Doch den Siegeszug des Weihnachtsbaums um die Welt war nicht mehr aufzuhalten: Ab Ende des 18. Jahrhunderts trugen auch Illustrationen, Gedichte und Erzählungen zur Verbreitung des Weihnachtbaumes bei. Eine der bekanntesten Hymnen an den Christbaum ist wohl «O Tannenbaum» des deutschen Dichters und Komponisten Ernst Gerhard Salomon Anschütz (1780-1861), die auf ein altes Volkslied zurückgeht.

Doch auch der Krieg spielte eine Rolle: Während dem deutsch-französischen Krieg von 1870/1871 wurden auf Anweisung von Kaiser Weilhelm II in deutschen Lazaretten und Militärquartieren Weihnachtsbäume aufgestellt. Im Lichterglanz der Kerzen vermengten sich bei den Soldaten Heimweh und Nationalstolz.

Nach dem Krieg wurde der Baum zu einem Symbol für den deutschen Sieg. Das Bedürfnis, Weihnachten zu Hause mit der Familie unter einem geschmückten Tannenbaum zu verbringen, war geweckt.

Propaganda und Patriotismus

Der Christbaum ist weltweit zum festen Bestandteil der Weihnachtsfeier geworden, zum Symbol von Liebe und Eintracht. Die Ausstellung «Rot in Grün» zeigt aber neben Äpfeln, Nüssen, Lametta und Glaskugeln noch anderen Baumschmuck.

Baumschmuck, der als Kriegspropaganda dient, wie das Ausstellungsobjekt aus dem Zweiten Weltkrieg: Eine rote Kugel mit Hakenkreuz. «Heil Hitler» steht darauf geschrieben.

An der Ausstellung finden sich auch Weihnachtsfiguren zum Irak-Krieg. Weihnachtsfiguren, bei denen Religion und Patriotismus vermischt, die Realität verklärt wird: Lächelnde amerikanische Soldaten, mit USA-Flagge und Gewehr bei Fuss – oder mit einem irakischem Kind auf dem Arm.

swissinfo, Corinne Buchser

«Rot» ist der Titel der Sonderausstellung im Museum der Kulturen in Basel, die noch bis zum 2. März 2008 dauert.

Das grösste ethnologische Museum der Schweiz nimmt den Besucher mit auf eine Spurensuche nach den Bedeutungen, die diese Farbe in den verschiedenen Kulturen hat: Rot als Indiz der Macht, Rot als Mittlerin zwischen dem Dies- und dem Jenseits, Rot als Signalfarbe, Rot als Farbe des Lebens.

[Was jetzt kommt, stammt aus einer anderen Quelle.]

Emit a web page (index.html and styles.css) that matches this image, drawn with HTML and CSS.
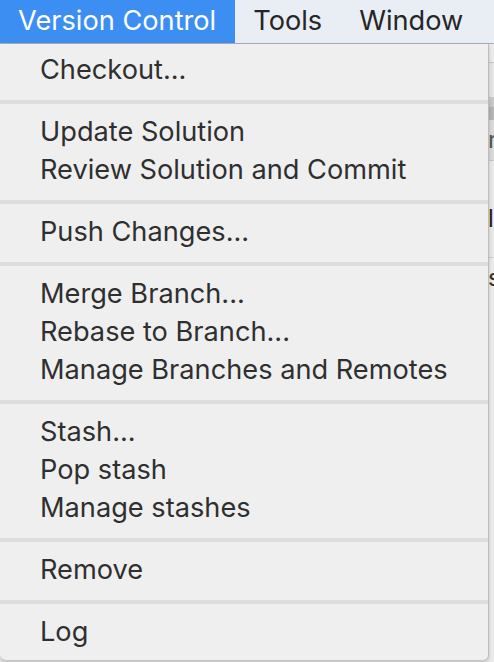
FILE: index.html
```html
<!DOCTYPE html>
<html lang="en">
<head>
<meta charset="utf-8">
<title>Version Control menu</title>
<link rel="stylesheet" href="styles.css">
</head>
<body>
<nav class="menubar">
  <div class="menubar-item active">Version Control</div>
  <div class="menubar-item">Tools</div>
  <div class="menubar-item">Window</div>
</nav>
<main class="workspace">
  <div class="window">
    <div class="wrow r1"></div>
    <div class="wrow r2"></div>
    <div class="wrow r3"></div>
    <div class="wrow r4"></div>
    <div class="wrow r5"><span>r</span></div>
    <div class="wrow r6"><span>l</span></div>
    <div class="wrow r7"><span>s</span></div>
  </div>
  <ul class="menu">
    <li class="section">
      <div class="item">Checkout...</div>
    </li>
    <li class="section">
      <div class="item">Update Solution</div>
      <div class="item">Review Solution and Commit</div>
    </li>
    <li class="section">
      <div class="item">Push Changes...</div>
    </li>
    <li class="section">
      <div class="item">Merge Branch...</div>
      <div class="item">Rebase to Branch...</div>
      <div class="item">Manage Branches and Remotes</div>
    </li>
    <li class="section">
      <div class="item">Stash...</div>
      <div class="item">Pop stash</div>
      <div class="item">Manage stashes</div>
    </li>
    <li class="section">
      <div class="item">Remove</div>
    </li>
    <li class="section">
      <div class="item">Log</div>
    </li>
  </ul>
</main>
</body>
</html>
```
FILE: styles.css
```css
* { box-sizing: border-box; }
html, body {
  margin: 0;
  padding: 0;
  width: 494px;
  height: 662px;
  overflow: hidden;
}
body {
  font-family: Inter, "Liberation Sans", sans-serif;
  background: #e9e9e9;
  color: #2e2e2e;
}
.menubar {
  display: flex;
  height: 44px;
  background: #e9eef5;
  border-bottom: 1px solid #a7aeb8;
}
.menubar-item {
  padding: 0 19px 0 18px;
  font-size: 27.2px;
  line-height: 42px;
  color: #262626;
}
.menubar-item.active {
  background: #3d8ef2;
  color: #ffffff;
}
.workspace {
  position: relative;
  height: 618px;
}
.window {
  display: flex;
  flex-direction: column;
  height: 100%;
  background: #e8e8e8;
}
.wrow {
  padding-left: 488px;
  overflow: hidden;
  white-space: nowrap;
  font-size: 24px;
  color: #333;
}
.r1 { height: 19px; background: #ececec; border-bottom: 1px solid #c6c6c6; }
.r2 { height: 34px; background: #e6e6e6; }
.r3 { height: 10px; background: #c9c9c9; }
.r4 { height: 13px; background: #b4b4b4; }
.r5 { height: 41px; background: #dadada; border-bottom: 1px solid #c8c8c8; line-height: 40px; color: #555; }
.r6 { height: 97px; background: #e9e9e9; border-bottom: 1px solid #cfcfcf; line-height: 116px; color: #2a2016; }
.r7 { flex: 1; background: #ececec; line-height: 40px; }
.menu {
  position: absolute;
  top: 0;
  left: 0;
  width: 489px;
  margin: 0;
  padding: 8px 0;
  list-style: none;
  background: #efeff0;
  border-right: 1px solid #bdbdbd;
  border-bottom: 1px solid #c4c4c4;
  border-radius: 0 0 6px 6px;
  box-shadow: 0 2px 4px rgba(0, 0, 0, 0.18);
}
.section {
  padding: 0;
}
.section + .section {
  border-top: 4px solid #dddddd;
  margin-top: 10px;
  padding-top: 10px;
}
.item {
  height: 38px;
  line-height: 36px;
  padding-left: 40px;
  font-size: 27.2px;
  color: #2f2f2f;
  white-space: nowrap;
}
```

«Rot in Grün», die aktuelle Weihnachtsausstellung im Museum der Kulturen, läuft noch bis am 6. Januar 2008.

Als Vorläufer des Christbaums gilt das so genannte Weihnachtsgestell aus Holzstäben und Äpfeln, das um 1800 im deutschsprachigen Raum aufkam.

Die im Gestell platzierten Äpfel beziehen sich auf mittelalterliche Weihnachtsspiele, in denen die Vertreibung aus dem Paradies nachgespielt wurde. In Österreich wurde das Weihnachtsgestell bis um 1900 verwendet.

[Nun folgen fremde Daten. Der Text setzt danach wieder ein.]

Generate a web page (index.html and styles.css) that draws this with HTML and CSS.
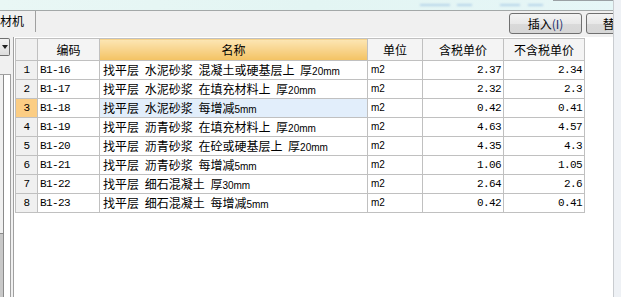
FILE: index.html
```html
<!DOCTYPE html>
<html lang="zh">
<head>
<meta charset="utf-8">
<title>材机</title>
<link rel="stylesheet" href="styles.css">
</head>
<body>
<div class="page">
  <div class="top"><span class="blur b1"></span><span class="blur b2"></span><span class="blur b3"></span><span class="blur b4"></span><span class="topline"></span></div>
  <div class="toolbar">
    <div class="tab">材机</div>
    <div class="tools">
      <button class="btn">插入<span class="acc">(I)</span></button>
      <button class="btn">替换<span class="acc">(R)</span></button>
    </div>
  </div>
  <div class="main">
    <div class="side">
      <div class="dd"><span class="arrow"></span></div>
      <div class="sidebox"><div class="sb"><div class="thumb"></div></div></div>
    </div>
    <div class="wrap">
      <table class="grid">
        <colgroup>
          <col class="c-rn"><col class="c-code"><col class="c-name"><col class="c-unit"><col class="c-p"><col class="c-p">
        </colgroup>
        <thead>
          <tr><th class="rn"></th><th>编码</th><th class="sorted">名称</th><th>单位</th><th>含税单价</th><th>不含税单价</th></tr>
        </thead>
        <tbody>
          <tr><td class="rn">1</td><td class="code">B1-16</td><td class="name">找平层 水泥砂浆 混凝土或硬基层上 厚<span class="l">20mm</span></td><td class="unit">m2</td><td class="num">2.37</td><td class="num">2.34</td></tr>
          <tr><td class="rn">2</td><td class="code">B1-17</td><td class="name">找平层 水泥砂浆 在填充材料上 厚<span class="l">20mm</span></td><td class="unit">m2</td><td class="num">2.32</td><td class="num">2.3</td></tr>
          <tr class="sel"><td class="rn">3</td><td class="code">B1-18</td><td class="name">找平层 水泥砂浆 每增减<span class="l">5mm</span></td><td class="unit">m2</td><td class="num">0.42</td><td class="num">0.41</td></tr>
          <tr><td class="rn">4</td><td class="code">B1-19</td><td class="name">找平层 沥青砂浆 在填充材料上 厚<span class="l">20mm</span></td><td class="unit">m2</td><td class="num">4.63</td><td class="num">4.57</td></tr>
          <tr><td class="rn">5</td><td class="code">B1-20</td><td class="name">找平层 沥青砂浆 在砼或硬基层上 厚<span class="l">20mm</span></td><td class="unit">m2</td><td class="num">4.35</td><td class="num">4.3</td></tr>
          <tr><td class="rn">6</td><td class="code">B1-21</td><td class="name">找平层 沥青砂浆 每增减<span class="l">5mm</span></td><td class="unit">m2</td><td class="num">1.06</td><td class="num">1.05</td></tr>
          <tr><td class="rn">7</td><td class="code">B1-22</td><td class="name">找平层 细石混凝土 厚<span class="l">30mm</span></td><td class="unit">m2</td><td class="num">2.64</td><td class="num">2.6</td></tr>
          <tr><td class="rn">8</td><td class="code">B1-23</td><td class="name">找平层 细石混凝土 每增减<span class="l">5mm</span></td><td class="unit">m2</td><td class="num">0.42</td><td class="num">0.41</td></tr>
        </tbody>
      </table>
    </div>
  </div>
  <div class="edge"></div>
</div>
</body>
</html>
```

FILE: styles.css
```css
html, body {
  margin: 0;
  padding: 0;
}
body {
  background: #f0f0f0;
  font-family: "Noto Sans CJK SC", "Liberation Sans", sans-serif;
  font-size: 12px;
  color: #000;
}
.page {
  position: relative;
  width: 621px;
  height: 297px;
  overflow: hidden;
  display: flex;
  flex-direction: column;
}
.top {
  position: relative;
  height: 10px;
  flex: none;
  background: linear-gradient(to right, #e9f7f5, #e3f5f3 50%, #e6f6f7);
  border-bottom: 1px solid #a3a8a8;
}
.blur {
  position: absolute;
  top: 4px;
  height: 2px;
  background: #b6d4ea;
  filter: blur(1px);
}
.b1 { left: 420px; width: 30px; }
.b2 { left: 457px; width: 15px; }
.b3 { left: 500px; width: 20px; }
.b4 { left: 528px; width: 15px; }
.topline {
  position: absolute;
  top: 0;
  left: 553px;
  right: 0;
  height: 1px;
  background: #9aa0a4;
}
.toolbar {
  height: 26px;
  flex: none;
  display: flex;
  align-items: flex-start;
  overflow: hidden;
}
.tab {
  flex: none;
  width: 35px;
  height: 21px;
  border-right: 1px solid #a0a0a0;
  line-height: 20px;
  font-size: 12px;
  white-space: nowrap;
}
.tools {
  display: flex;
  gap: 4px;
  margin-left: 473px;
  padding-top: 2px;
  flex: none;
}
.btn {
  width: 73px;
  height: 21px;
  flex: none;
  margin: 0;
  padding: 0;
  border: 1px solid #707070;
  border-radius: 3px;
  background: linear-gradient(#f3f3f3, #e8e8e8 50%, #dadada 51%, #d6d6d6);
  font-family: "Noto Sans CJK SC", sans-serif;
  font-size: 12px;
  line-height: 19px;
  color: #000;
  text-align: center;
}
.acc {
  color: #1c2f6a;
}
.main {
  flex: 1;
  display: flex;
  min-height: 0;
}
.side {
  width: 13px;
  flex: none;
  display: flex;
  flex-direction: column;
}
.dd {
  margin-top: 1px;
  width: 9px;
  height: 16px;
  border: 1px solid #707070;
  border-left: none;
  border-radius: 0 2px 2px 0;
  background: linear-gradient(#f2f2f2, #dcdcdc);
  display: flex;
  align-items: center;
  justify-content: center;
}
.arrow {
  width: 0;
  height: 0;
  border-left: 3px solid transparent;
  border-right: 3px solid transparent;
  border-top: 4px solid #202020;
}
.sidebox {
  margin-top: 18px;
  width: 10px;
  flex: 1;
  background: #fff;
  border-top: 1px solid #a0a0a0;
  border-right: 1px solid #a0a0a0;
  display: flex;
}
.sb {
  width: 3px;
  border-right: 1px solid #8a8a8a;
  background: #f0f0f0;
  display: flex;
  flex-direction: column;
  justify-content: flex-end;
}
.thumb {
  height: 63px;
  background: #c8c8c8;
  border-top: 1px solid #8a8a8a;
}
.wrap {
  flex: 1;
  background: #fff;
  border-left: 1px solid #a0a0a0;
  padding: 1px 0 0 1px;
}
.grid {
  border-collapse: collapse;
  table-layout: fixed;
  width: 570px;
}
.c-rn { width: 22px; }
.c-code { width: 62px; }
.c-name { width: 268px; }
.c-unit { width: 55px; }
.c-p { width: 81px; }
.grid th,
.grid td {
  border: 1px solid #c0c0c0;
  padding: 0 3px;
  white-space: nowrap;
  overflow: hidden;
  vertical-align: middle;
}
.grid thead tr {
  height: 22px;
}
.grid th {
  background: #f4f4f4;
  font-weight: normal;
  text-align: center;
  font-size: 12px;
  line-height: 14px;
}
.grid th.rn {
  background: #f0f0f0;
}
.grid th.sorted {
  background: linear-gradient(#fce6b4, #f8d48c 50%, #f3c262);
}
.grid tbody tr {
  height: 19px;
}
.grid td {
  font-size: 12px;
  line-height: 14px;
}
.grid td.rn {
  background: #f0f0f0;
  text-align: center;
  padding: 0;
}
.grid td.rn, .grid td.code, .grid td.num {
  font-family: "Liberation Mono", monospace;
  font-size: 11px;
  letter-spacing: -0.6px;
}
.grid td.code {
  padding-left: 2px;
}
.grid td.name {
  word-spacing: 3px;
}
.l, .grid td.unit {
  font-family: "Liberation Sans", sans-serif;
  font-size: 10px;
  line-height: 10px;
  letter-spacing: 0;
  word-spacing: 0;
}
.grid td.num {
  text-align: right;
  padding-right: 2px;
}
.grid tr.sel td.rn {
  background: #fbcd84;
}
.grid tr.sel td.name {
  background: #e2eefb;
}
.edge {
  position: absolute;
  top: 0;
  right: 0;
  bottom: 0;
  width: 7px;
  background: #eef1f5;
  border-left: 1px solid #c9ccd0;
}
```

Ebenfalls als Vorläufer gelten die Leuchterspinne (eine Art Deckengehänge) und die Weihnachtspyramide, die beide aus dem sächsischen Erzgebirge stammen. Sie enthalten Szenen aus der Weihnachtsgeschichte, aber auch bergmännische Motive.

Eine besondere Form der Weihnachstpyramide kam aus dem Kanton Appenzell-Innerrhoden: Auf eine mit Äpfeln und Nüssen gefüllte Milchschale wurde eine hölzerne Pyramide gestellt, die mit Lebkuchen und Äpfeln bedeckt war. Darauf stand teilweise ein Bäumchen.

Mitte 19. Jahrhundert wurde in Hamburg der erste Adventskranz aufgehängt. Das tägliche Anzünden einer Kerze war jeweils mit dem Vorlesen einer prophetischen Verheissung verbunden.

Einige Jahre später folgte der Adventsbaum. Die auf Zettel geschriebenen Adventsverheissungen wurden nach dem Vorlesen an den Baum gehängt. Der Adventsbaumbrauch dürfte ungefähr gegen 1960 erloschen sein.